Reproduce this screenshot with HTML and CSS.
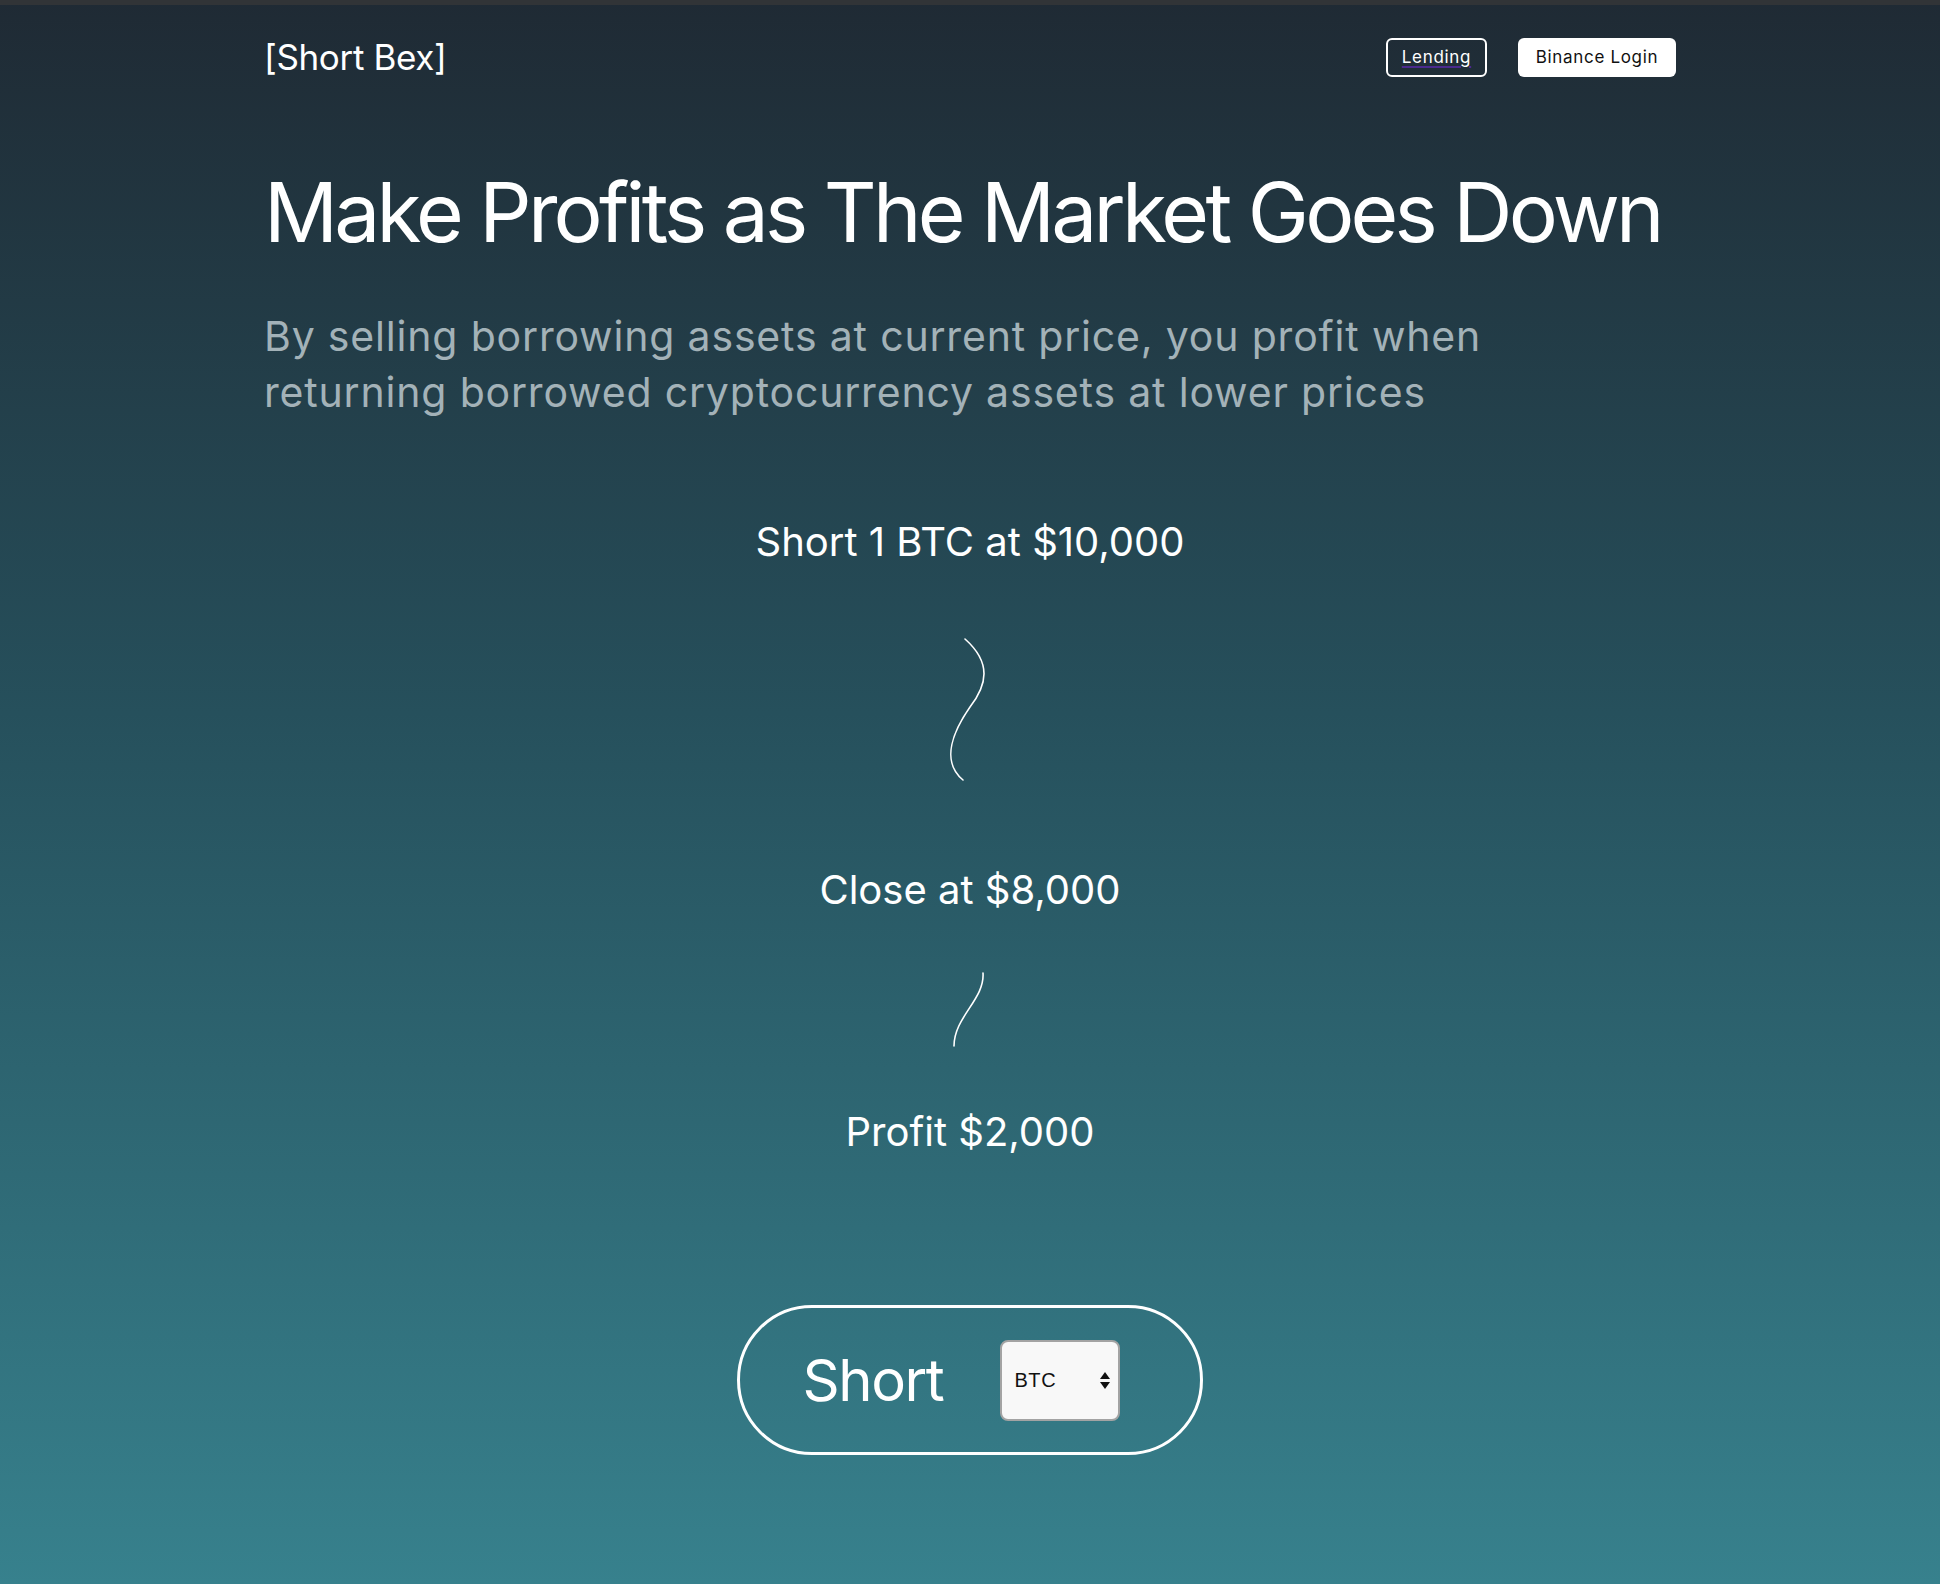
FILE: index.html
```html
<!DOCTYPE html>
<html lang="en">
  <head>
    <meta charset="UTF-8" />
    <meta name="viewport" content="width=device-width, initial-scale=1.0" />
    <title>Short Bex</title>
    <link rel="stylesheet" href="styles.css">
  </head>
  <body>
    <div class="container">
      <header class="top-bar">
        <div class="logo">[Short Bex]</div>
        <nav class="nav">
          <a href="#" class="nav-button outline">Lending</a>
          <a href="#" class="nav-button solid">Binance Login</a>
        </nav>
      </header>

      <h1 class="headline">Make Profits as The Market Goes Down</h1>
      <p class="subtitle">
        By selling borrowing assets at current price, you profit when
        returning borrowed cryptocurrency assets at lower prices
      </p>

      <div class="steps">
        <div class="step">Short 1 BTC at $10,000</div>
        <svg class="curve curve-long" width="60" height="150" viewBox="0 0 60 150">
          <path d="M25,4 C52,28 47,50 30,72 C14,95 0,126 23,145" />
        </svg>
        <div class="step step-close">Close at $8,000</div>
        <svg class="curve curve-short" width="60" height="82" viewBox="0 0 60 82">
          <path d="M43,4 C45,30 14,48 14,77" />
        </svg>
        <div class="step step-profit">Profit $2,000</div>
      </div>

      <div class="short-box">
        <span class="short-label">Short</span>
        <div class="coin-select">
          <select id="coin">
            <option value="BTC">BTC</option>
            <option value="ETH">ETH</option>
          </select>
          <svg class="select-arrows" width="10" height="18" viewBox="0 0 10 18">
            <path d="M5,0 L10,7 L0,7 Z" />
            <path d="M0,10 L10,10 L5,17 Z" />
          </svg>
        </div>
      </div>
    </div>
  </body>
</html>
```
FILE: styles.css
```css
* {
  margin: 0;
  padding: 0;
  box-sizing: border-box;
}

body {
  font-family: Inter, "Noto Sans", sans-serif;
  color: #fff;
  min-height: 100vh;
  background: linear-gradient(180deg, #1f2a34 0%, #26505c 45%, #37818d 100%);
  border-top: 5px solid #313437;
}

.container {
  width: 1412px;
  margin: 0 auto;
  padding-bottom: 100px;
}

.top-bar {
  display: flex;
  justify-content: space-between;
  align-items: center;
  padding-top: 31px;
}

.logo {
  font-size: 35px;
  font-weight: 400;
  letter-spacing: -0.01em;
}

.nav {
  display: flex;
  gap: 31px;
}

.nav-button {
  display: flex;
  align-items: center;
  justify-content: center;
  height: 39px;
  border-radius: 6px;
  font-size: 17px;
  letter-spacing: 0.04em;
  text-decoration: none;
}

.nav-button.outline {
  width: 101px;
  border: 2px solid #fff;
  color: #fff;
  text-decoration: underline;
  text-decoration-color: #4b2a8e;
  text-decoration-thickness: 2px;
  text-underline-offset: 3px;
}

.nav-button.solid {
  width: 158px;
  background: #fff;
  color: #111;
}

.headline {
  margin-top: 86px;
  font-size: 82px;
  font-weight: 400;
  line-height: 1.2;
  letter-spacing: -0.046em;
  white-space: nowrap;
}

.subtitle {
  margin-top: 46px;
  max-width: 1320px;
  font-size: 41px;
  line-height: 56px;
  letter-spacing: 0.02em;
  color: #a3b2b8;
}

.steps {
  display: flex;
  flex-direction: column;
  align-items: center;
  margin-top: 98px;
}

.step {
  font-size: 40px;
  line-height: 1.2;
}

.curve {
  display: block;
  fill: none;
  stroke: #fff;
  stroke-width: 1.6;
  stroke-linecap: round;
}

.curve-long {
  margin-top: 69px;
}

.step-close {
  margin-top: 81px;
}

.curve-short {
  margin-top: 55px;
}

.step-profit {
  margin-top: 57px;
}

.short-box {
  display: flex;
  align-items: center;
  width: fit-content;
  height: 150px;
  margin: 149px auto 0;
  padding: 0 80px 0 63px;
  border: 3px solid #fff;
  border-radius: 75px;
}

.short-label {
  font-size: 58px;
  line-height: 1;
  letter-spacing: -0.025em;
}

.coin-select {
  position: relative;
  margin-left: 57px;
}

.coin-select select {
  display: block;
  width: 120px;
  height: 81px;
  padding-left: 12px;
  appearance: none;
  -webkit-appearance: none;
  background: #f8f8f8;
  border: 2px solid #a3a3a3;
  border-radius: 8px;
  font-family: "Liberation Sans", Arial, sans-serif;
  font-size: 20px;
  letter-spacing: 0.03em;
  color: #111;
  outline: none;
}

.select-arrows {
  position: absolute;
  right: 10px;
  top: 32px;
  fill: #111;
  pointer-events: none;
}
```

┄┄┄┄┄┄

Requirements: Pictures are to be left out; repeat all the remaining data exactly.

Reply:
Reproduce this screenshot with HTML and CSS.
FILE: index.html
```html
<!DOCTYPE html>
<html lang="en">
  <head>
    <meta charset="UTF-8" />
    <meta name="viewport" content="width=device-width, initial-scale=1.0" />
    <title>Short Bex</title>
    <link rel="stylesheet" href="styles.css">
  </head>
  <body>
    <div class="container">
      <header class="top-bar">
        <div class="logo">[Short Bex]</div>
        <nav class="nav">
          <a href="#" class="nav-button outline">Lending</a>
          <a href="#" class="nav-button solid">Binance Login</a>
        </nav>
      </header>

      <h1 class="headline">Make Profits as The Market Goes Down</h1>
      <p class="subtitle">
        By selling borrowing assets at current price, you profit when
        returning borrowed cryptocurrency assets at lower prices
      </p>

      <div class="steps">
        <div class="step">Short 1 BTC at $10,000</div>
        <svg class="curve curve-long" width="60" height="150" viewBox="0 0 60 150">
          <path d="M25,4 C52,28 47,50 30,72 C14,95 0,126 23,145" />
        </svg>
        <div class="step step-close">Close at $8,000</div>
        <svg class="curve curve-short" width="60" height="82" viewBox="0 0 60 82">
          <path d="M43,4 C45,30 14,48 14,77" />
        </svg>
        <div class="step step-profit">Profit $2,000</div>
      </div>

      <div class="short-box">
        <span class="short-label">Short</span>
        <div class="coin-select">
          <select id="coin">
            <option value="BTC">BTC</option>
            <option value="ETH">ETH</option>
          </select>
          <svg class="select-arrows" width="10" height="18" viewBox="0 0 10 18">
            <path d="M5,0 L10,7 L0,7 Z" />
            <path d="M0,10 L10,10 L5,17 Z" />
          </svg>
        </div>
      </div>
    </div>
  </body>
</html>
```
FILE: styles.css
```css
* {
  margin: 0;
  padding: 0;
  box-sizing: border-box;
}

body {
  font-family: Inter, "Noto Sans", sans-serif;
  color: #fff;
  min-height: 100vh;
  background: linear-gradient(180deg, #1f2a34 0%, #26505c 45%, #37818d 100%);
  border-top: 5px solid #313437;
}

.container {
  width: 1412px;
  margin: 0 auto;
  padding-bottom: 100px;
}

.top-bar {
  display: flex;
  justify-content: space-between;
  align-items: center;
  padding-top: 31px;
}

.logo {
  font-size: 35px;
  font-weight: 400;
  letter-spacing: -0.01em;
}

.nav {
  display: flex;
  gap: 31px;
}

.nav-button {
  display: flex;
  align-items: center;
  justify-content: center;
  height: 39px;
  border-radius: 6px;
  font-size: 17px;
  letter-spacing: 0.04em;
  text-decoration: none;
}

.nav-button.outline {
  width: 101px;
  border: 2px solid #fff;
  color: #fff;
  text-decoration: underline;
  text-decoration-color: #4b2a8e;
  text-decoration-thickness: 2px;
  text-underline-offset: 3px;
}

.nav-button.solid {
  width: 158px;
  background: #fff;
  color: #111;
}

.headline {
  margin-top: 86px;
  font-size: 82px;
  font-weight: 400;
  line-height: 1.2;
  letter-spacing: -0.046em;
  white-space: nowrap;
}

.subtitle {
  margin-top: 46px;
  max-width: 1320px;
  font-size: 41px;
  line-height: 56px;
  letter-spacing: 0.02em;
  color: #a3b2b8;
}

.steps {
  display: flex;
  flex-direction: column;
  align-items: center;
  margin-top: 98px;
}

.step {
  font-size: 40px;
  line-height: 1.2;
}

.curve {
  display: block;
  fill: none;
  stroke: #fff;
  stroke-width: 1.6;
  stroke-linecap: round;
}

.curve-long {
  margin-top: 69px;
}

.step-close {
  margin-top: 81px;
}

.curve-short {
  margin-top: 55px;
}

.step-profit {
  margin-top: 57px;
}

.short-box {
  display: flex;
  align-items: center;
  width: fit-content;
  height: 150px;
  margin: 149px auto 0;
  padding: 0 80px 0 63px;
  border: 3px solid #fff;
  border-radius: 75px;
}

.short-label {
  font-size: 58px;
  line-height: 1;
  letter-spacing: -0.025em;
}

.coin-select {
  position: relative;
  margin-left: 57px;
}

.coin-select select {
  display: block;
  width: 120px;
  height: 81px;
  padding-left: 12px;
  appearance: none;
  -webkit-appearance: none;
  background: #f8f8f8;
  border: 2px solid #a3a3a3;
  border-radius: 8px;
  font-family: "Liberation Sans", Arial, sans-serif;
  font-size: 20px;
  letter-spacing: 0.03em;
  color: #111;
  outline: none;
}

.select-arrows {
  position: absolute;
  right: 10px;
  top: 32px;
  fill: #111;
  pointer-events: none;
}
```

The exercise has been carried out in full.